New York state Sen. Zellnor Myrie has introduced new legislation to impose consistent standards on foreclosure auction sales following a Gothamist and New York Focus investigation into widespread irregularities that can cost former homeowners thousands of dollars while boosting lenders’ profits.

The investigation, which was based on interviews and an independent review of thousands of state court records, found some lenders, their attorneys and court-appointed referees routinely used a disputed calculation method to increase debts owed by former homeowners following foreclosure sales. The method, which charges interest on top of interest, contradicts state court system guidance. Former homeowners allege in federal lawsuits that the practice also violates a state law prohibiting compound interest on residential loans and has gone unchecked by judges, referees and state court officials.

“At minimum, we need uniformity and transparency in this foreclosure auction process,” said Myrie, a Democrat representing parts of Central Brooklyn.

Myrie’s bill would require referees — attorneys tasked with overseeing the foreclosure sale process — to detail interest calculations in a single, uniform document used in every courthouse across the state. Currently, lenders’ law firms often use their own templates and referees sign off on their calculations without making changes.

Myrie said he also wants to explicitly bar lenders from charging compound interest during the period between when a proposed judgment amount was tallied and a judge approved it – a process that can take years. Such a statute would reduce debt owed by former homeowners and potentially allow them to secure more money after a sale.

He said his bill is meant to prevent vulnerable homeowners who have fallen on hard times from “the double whammy of not just losing their home, but losing out on compounded interest that appears to be in contravention to what our current law states.”

The legislation, Myrie said, is meant to correct “an injustice in the system” revealed by Gothamist and New York Focus’ investigation.

A spokesperson for the state’s Office of Court Administration, which manages court processes across New York, did not respond to a request for comment.

The agency has allowed two methods of interest calculation to persist simultaneously, Gothamist and New York Focus' investigation found.

How much a foreclosed homeowner ends up receiving or owing following a foreclosure sale usually depends on which method their lender’s attorney happens to use.

Some law firms representing lenders use a mortgage’s “unpaid principal balance” to calculate interest, the same method prescribed by a sample template for referees currently issued by the Office of Court Administration.

Others tally interest off a higher “judgment amount,” instead of a mortgage’s unpaid balance. Lenders, mortgage servicers and law firms named in the federal lawsuits have argued that their method is legal and a matter of “judicial discretion.”
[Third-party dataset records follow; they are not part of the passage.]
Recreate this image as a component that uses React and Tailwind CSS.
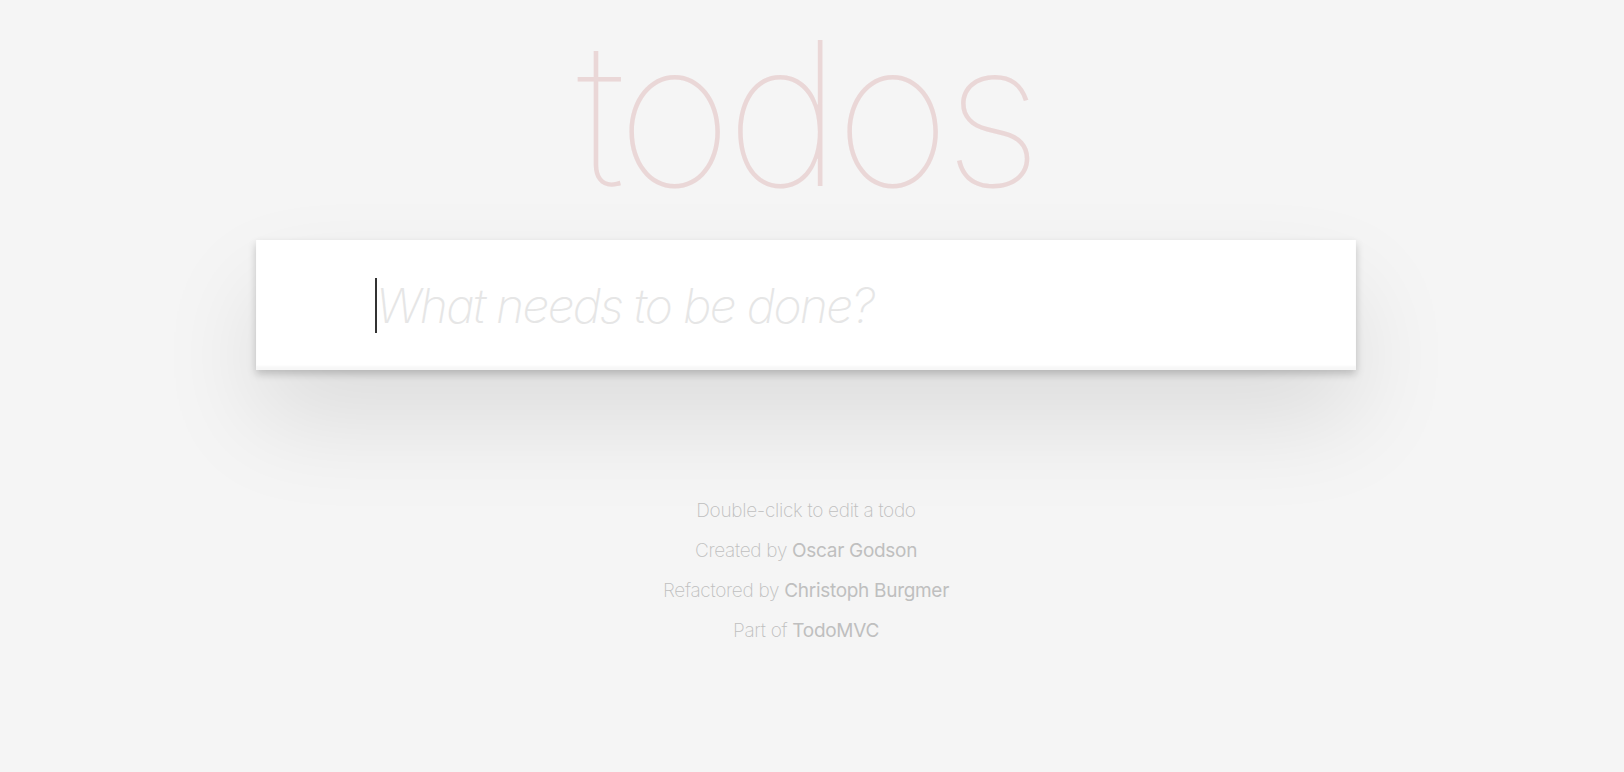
import React from "react";

const FONT = { fontFamily: "Inter, 'Helvetica Neue', Helvetica, Arial, sans-serif" };

const Info = () => (
  <footer className="mt-[131px] text-center text-[19px] leading-[20px] tracking-[-0.3px] font-extralight text-[#bfbfbf]">
    <p className="mb-[20px]">Double-click to edit a todo</p>
    <p className="mb-[20px]">
      Created by <a className="font-normal">Oscar Godson</a>
    </p>
    <p className="mb-[20px]">
      Refactored by <a className="font-normal">Christoph Burgmer</a>
    </p>
    <p>
      Part of <a className="font-normal">TodoMVC</a>
    </p>
  </footer>
);

export default function App() {
  return (
    <div className="min-h-screen bg-[#f5f5f5] pr-3 font-light" style={FONT}>
      <div className="mx-auto w-[1100px] pt-[3px]">
        <h1 className="text-center text-[200px] leading-[220px] font-thin tracking-[-7px] px-4 text-[#ead7d7] mb-[17px]">
          todos
        </h1>

        {/* new todo card */}
        <section className="relative bg-white shadow-[0_4px_8px_0_rgba(0,0,0,0.2),0_50px_100px_0_rgba(0,0,0,0.1)]">
          <input
            placeholder="What needs to be done?"
            className="block w-full h-[130px] pl-[120px] pr-8 py-8 text-[48px] leading-[66px] tracking-[-1.7px] font-light text-[#4d4d4d] caret-[#333] bg-transparent outline-none shadow-[inset_0_-4px_2px_rgba(0,0,0,0.03)] placeholder:italic placeholder:font-extralight placeholder:text-[#e6e6e6]"
          />
          {/* text caret */}
          <span className="pointer-events-none absolute left-[119px] top-[38px] h-[55px] w-[2px] bg-[#333]" />
        </section>

        <Info />
      </div>
    </div>
  );
}
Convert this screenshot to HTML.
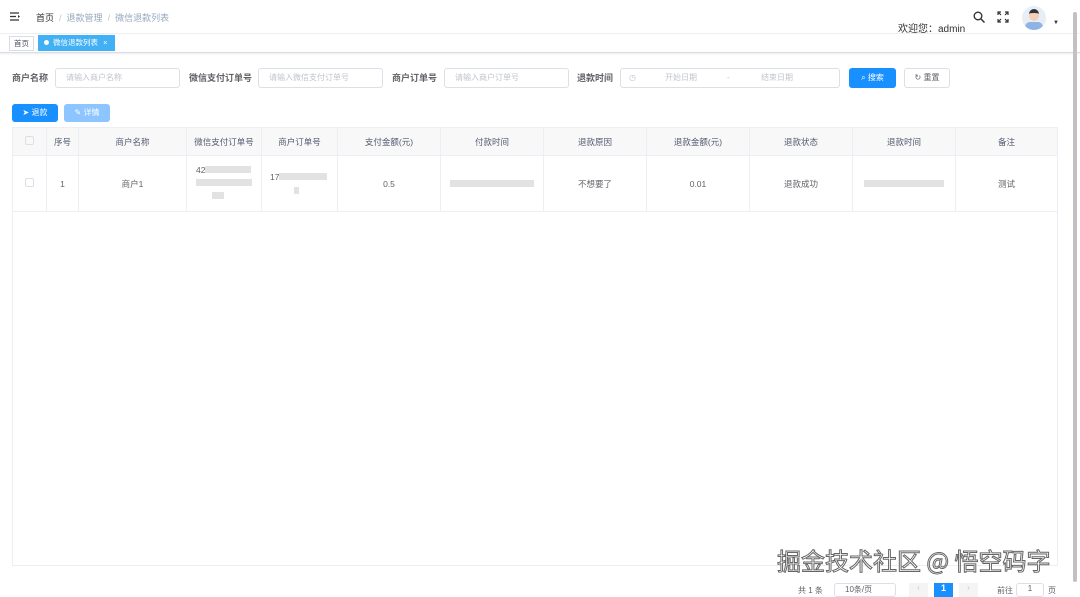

While Myrie’s legislation would standardize the process going forward, it would not address the irregularities in thousands of past New York foreclosure cases.

Myrie said he has not discussed the legislation with court officials.

The review by Gothamist and New York Focus found 14 law firms that used the disputed calculation method that increases homeowner debts about 95% of the time. Those firms handled at least 7,400 foreclosure cases that ended in an auction since 2013. In some cases, the difference in the two calculation methods exceeded $80,000.

Queens-based attorney Mark Anderson is representing former homeowners in the proposed class-action lawsuits attempting to stop the compound interest calculations and compensate them for their alleged losses.

Anderson said Myrie’s legislation was “a good first step” to codifying practices but that the bill needed plain language prohibiting compound interest before a judge’s ruling in order to align with existing state law.

He said state lawmakers should impose a single standardized form for every referee to use, and then require judges to approve the final sale report before the lender receives any proceeds.

He also said lenders’ attorneys or referees who tried to circumvent the rules should be punished.

“Attorneys should be sanctioned, because then everyone would do it correctly and no one would mess around,” he said.